Il faut maintenant mesurer l'importance des dégâts par le nombre de morts causés lors de l'impact. Tout dépend si l'objet tombe en pleine mer, dans le Middle West ou sur Paris... Pour une évaluation globale, on établit une moyenne de la population planétaire (10 personnes au km²) et on fait varier la taille de l'astéroïde : l'hécatombe varie alors de 0... à 6 milliards de morts.

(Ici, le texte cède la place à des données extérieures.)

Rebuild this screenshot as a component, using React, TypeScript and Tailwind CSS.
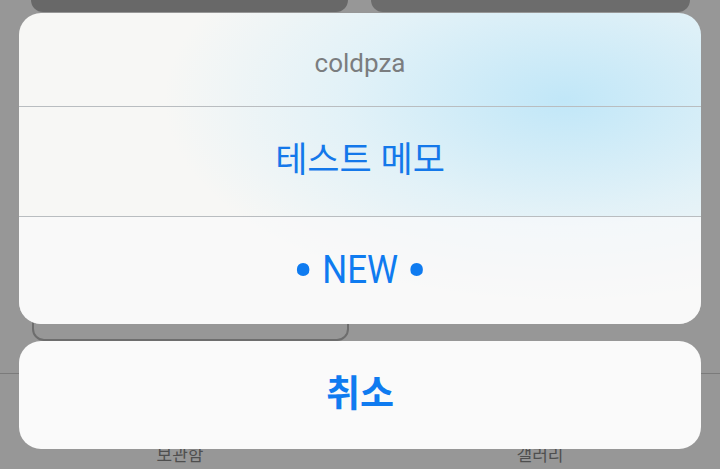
import React from "react";

export default function App() {
  const latin = "font-['Roboto','Noto_Sans_CJK_KR',sans-serif]";
  return (
    <div className={`relative w-[720px] h-[469px] overflow-hidden bg-[#979797] ${latin}`}>
      {/* page underneath the dimming */}
      <div className="flex flex-col">
        <div className="flex gap-[23px] pl-[31px]">
          <div className="w-[317px] h-[12px] rounded-b-[12px] bg-[#686868]" />
          <div className="w-[319px] h-[12px] rounded-b-[12px] bg-[#6c6c6c]" />
        </div>
        <div className="ml-[32px] mt-[188px] w-[317px] h-[141px] rounded-[12px] border-2 border-[#6d6d6d]" />
        <div className="mt-[32px] h-px bg-[#7b7b7b]" />
        <div className="mt-[69px] flex text-[17px] leading-[24px] text-[#4f4f4f]">
          <div className="w-1/2 text-center">보관함</div>
          <div className="w-1/2 text-center">갤러리</div>
        </div>
      </div>

      {/* action sheet overlay */}
      <div className="absolute inset-0 flex flex-col px-[19px] pt-[13px] gap-[17px]">
        <div className="h-[311px] rounded-[22px] overflow-hidden flex flex-col bg-[#f7f7f5] bg-[radial-gradient(ellipse_400px_200px_at_80%_28%,rgba(190,230,248,0.95),rgba(205,236,250,0.5)_55%,rgba(247,247,245,0)_100%)]">
          <div className="h-[93px] pt-[8px] flex items-center justify-center text-[26px] text-[#7b7d7f]">
            coldpza
          </div>
          <div className="h-px bg-[#b9bdc0]" />
          <div className="h-[109px] flex items-center justify-center text-[35px] text-[#1478ea]">
            테스트 메모
          </div>
          <div className="h-px bg-[#b9bdc0]" />
          <div className="h-[107px] flex items-center justify-center text-[38px] text-[#0f7bf0] bg-[#f9fafb]/70">
            <span className="text-[62px] leading-[0]">•</span>
            <span className="mx-[5px] scale-x-[0.92] inline-block">NEW</span>
            <span className="text-[62px] leading-[0]">•</span>
          </div>
        </div>
        <div className="h-[108px] rounded-[22px] bg-[#fafafa] flex items-center justify-center text-[37px] font-bold text-[#0f7bf0]">
          취소
        </div>
      </div>
    </div>
  );
}
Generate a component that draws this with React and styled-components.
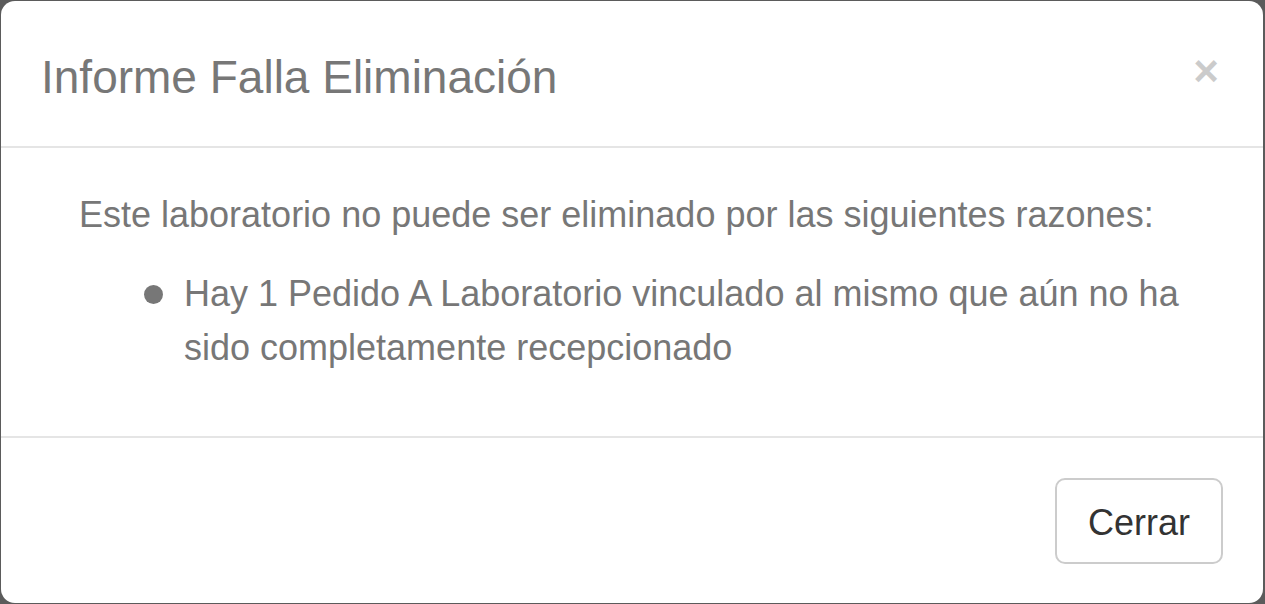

Pour évaluer la menace et la comparer à d'autres catastrophes (accidents d'avion, inondations, épidémies, tremblements de terre...), il suffit de multiplier la probabilité d'impact de l'objet menaçant par le nombre de victimes qu'il provoquerait. Les météorites de plus de 1,5 km de diamètre, par exemple, à raison d'un impact tous les 500.000 ans et de 1,5 milliard de morts par impact, représentent un danger potentiel de 3000 morts par an. Si l'on prend en compte tous les objets extraterrestres, le risque lié à leur chute représente 4000 morts par an ! Soit, rapporté à chaque individu, un risque sur 20.000 de laisser sa peau sous un astéroïde. Un Américain a plus de risques de succomber dans un accident de voiture, autant dans un accident d'avion et moins dans une inondation, une tornade ou à la suite d'une morsure de serpent (image de droite)... Etant donné les investissements consentis pour se prémunir contre ces risques familiers, comment notre société peut-elle négliger celui des impacts de météorites ? C'est que ce calcul, pourtant le seul capable d'évaluer le risque, n'est pas pertinent. En effet, selon ces estimations, plusieurs centaines de milliers de personnes auraient dû être les victimes d'astéroides au cours du siècle passé. Ce n'est pas le cas.